C’est hélas un fait. Depuis quelques années, le nombre de civils tués du fait du conflit qui s’est déclenché il y a une décennie au Mali ne cesse d’augmenter. La plupart de ces meurtres sont le fait des groupes armés terroristes qui continuent de sévir sur une bonne partie du territoire national. Le pire dans tout cela, c’est que les enquêtes visant à déterminer les circonstances de ces forfaits et à identifier formellement l’identité des auteurs en vue de les traduire devant les tribunaux peinent à produire les résultats escomptés. D’où une sorte de culture de l’impunité qui semble s’être installée dans la durée.
Le cas le plus récent d’atteintes contre les civils est survenu, dans la soirée du jeudi 23 février, lorsqu’au moins 12 d’entre eux ont été exécutés suite à l’attaque lâche et barbare perpétrée contre la localité stratégique de Kani Bonzon, relevant de la région de Bandiagara. Pourtant, certains continuent à s’étonner de la facilité déconcertante avec laquelle les assaillants ont fait irruption dans cette localité n’hésitant pas à tuer une dizaine de civils et à causer d’importants dégâts matériels.
D’autres massacres de ce genre sont survenus en 2022 comme au mois de juin où 120 civils ont été tués dans les villages Dianwali, Deguessago et Diallassagou, dans la région de Bandiagara. Outre le centre du pays, depuis mars 2022, la région de Ménaka et une partie de celle de Gao notamment le cercle d’Ansongo, plusieurs meurtres de civils ont été perpétrés.
Bien que la majorité de ces massacres peuvent être attribués à des groupes terroristes, d’autres malfaiteurs souvent se réclamant de milices armées dites d’autodéfense. Il faut aussi noter qu’outre les massacres de civils, le pillage des biens, des habitants de plusieurs localités ont été menacés de quitter leur terroir au risque d’être pris pour cible.
Il convient de rappeler qu’entre 2013 et 2017, 472 civils ont été tués par le conflit au Mali. Les cinq dernières années (2018-2022), le nombre de civils tués par ce conflit a dépassé 4 300 personnes. Cette hausse alarmante s’explique en grande partie par l’augmentation de la violence dans le centre du Mali. Bien que le gouvernement malien soit le premier concerné par la protection des civils dans le pays, le nombre croissant de victimes démontre une incapacité des acteurs étatiques à répondre aux défis sécuritaires.

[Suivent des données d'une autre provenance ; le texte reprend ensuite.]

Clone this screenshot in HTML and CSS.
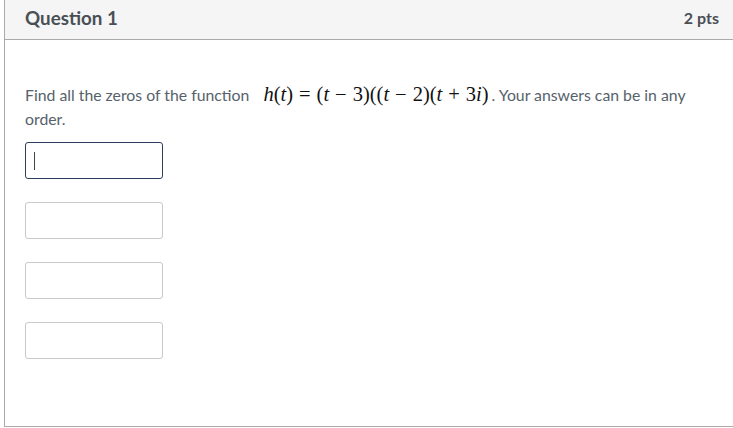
FILE: index.html
```html
<!DOCTYPE html>
<html>
<head>
<meta charset="utf-8">
<link rel="stylesheet" href="styles.css">
</head>
<body>
<div class="question">
  <div class="header">
    <div class="title">Question 1</div>
    <div class="pts">2 pts</div>
  </div>
  <div class="content">
    <p class="text">Find all the zeros of the function <span class="math"><i>h</i>(<i>t</i>)<span class="op">=</span>(<i>t</i><span class="op">−</span>3)((<i>t</i><span class="op">−</span>2)(<i>t</i><span class="op">+</span>3<i>i</i>)</span>. Your answers can be in any order.</p>
    <div class="answers">
      <div class="answer focused"><span class="caret"></span></div>
      <div class="answer"></div>
      <div class="answer"></div>
      <div class="answer"></div>
    </div>
  </div>
</div>
</body>
</html>
```

FILE: styles.css
```css
html, body {
  margin: 0;
  padding: 0;
  background: #fff;
}
body {
  font-family: Lato, "Open Sans", sans-serif;
  color: #3d4a52;
}
.question {
  margin-left: 4px;
  width: 760px;
  height: 427px;
  box-sizing: border-box;
  border-left: 1px solid #aaaaaa;
  border-bottom: 1px solid #aaaaaa;
  display: flex;
  flex-direction: column;
}
.header {
  height: 40px;
  box-sizing: border-box;
  background: #f5f5f5;
  border-bottom: 1px solid #aaaaaa;
  display: flex;
  align-items: center;
  justify-content: space-between;
  padding: 0 0 5px 20px;
  width: 728px;
}
.title {
  font-weight: 700;
  font-size: 18.8px;
  color: #4a4f55;
}
.pts {
  font-weight: 700;
  font-size: 16px;
  color: #4a4f55;
  margin-right: 14px;
}
.content {
  padding: 42px 0 0 20px;
}
.text {
  margin: 0;
  width: 680px;
  font-size: 15.8px;
  line-height: 24px;
  color: #56626b;
}
.math {
  font-family: "Liberation Serif", serif;
  font-size: 20.5px;
  color: #111;
  margin: 0 3px 0 10px;
}
.op {
  margin: 0 6px;
}
.answers {
  display: flex;
  flex-direction: column;
  gap: 23px;
  margin-top: 11px;
}
.answer {
  width: 138px;
  height: 37px;
  box-sizing: border-box;
  border: 1px solid #c9c9c9;
  border-radius: 3px;
  position: relative;
}
.answer.focused {
  border-color: #2b3e5c;
}
.caret {
  position: absolute;
  left: 8px;
  top: 9px;
  width: 1px;
  height: 18px;
  background: #444;
}
```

Depuis son déploiement au Mali en 2013, la protection des civils a toujours été une tâche prioritaire pour la MINUSMA (la mission des Nations Unies de maintien de la paix au Mali). Dans le cadre de sa mission, elle œuvre à faire cesser les atrocités auxquelles font face la population. Selon des études précédemment réalisées, la critique la plus fréquemment formulée par les maliens à l’encontre de la Mission est qu’elle ne protège pas les civils des acteurs armés. Malgré les plans élaborés çà et là, il y a lieu de déplorer l’absence d’harmonisation des perspectives d’évolution de la situation sécuritaire au centre du Mali n’a été constatée au cours des 12 derniers mois.
Le ciblage délibéré des civils lors d’attaques
On se souvient qu’au cours des six premiers mois de l’année 2019, le Mali a déploré trois massacres de civils de grande ampleur dans la région de Mopti au centre du Mali. Les massacres de Koulogon, d’Ogossagou et de Sobane Da, qui ont fait plus de 200 victimes, ont mis en évidence deux tendances inquiétantes dans le conflit malien : le ciblage délibéré des civils lors d’attaques à grande échelle et une forte détérioration sécuritaire dans le centre du pays.
Pour autant, d’après plusieurs personnes qui vivent dans ces localités, notamment au centre, « depuis le coup d’état, les FAMas sont plus proactifs dans leur réponse. Les militaires ne sont plus dans les casernes, ils sont toujours sur le terrain ». D’où l’expression très utilisée en ce moment à savoir la « montée en puissance des FAMas », qui a été propagé par les autorités de la transition à chaque occasion.
Ainsi, plusieurs personnes interrogées ont salué les actions des FAMas au centre du Mali, en affirmant qu’elles sont plus présentes, plus actives et mieux équipés qu’auparavant. Toutefois, ce qu’il y a lieu de déplorer c’est que depuis quelques temps, on est toujours sans nouvelle des résultats des enquêtes ouvertes à la suite de ces massacres. Avant, la MINUSMA menait des enquêtes à chaque fois que ce genre de fait survient en publiant les résultats. On ignore les raisons pour lesquelles cette pratique a pris fin.
Cette situation ne favorise que la culture de l’impunité. Il est urgent que les autorités, notamment le secteur de la justice reprennent l’initiative à ce niveau afin d’arrêter cette spirale mortifère qui a déjà emporté de nombreuses vies innocentes et causé des destructions jamais égalées.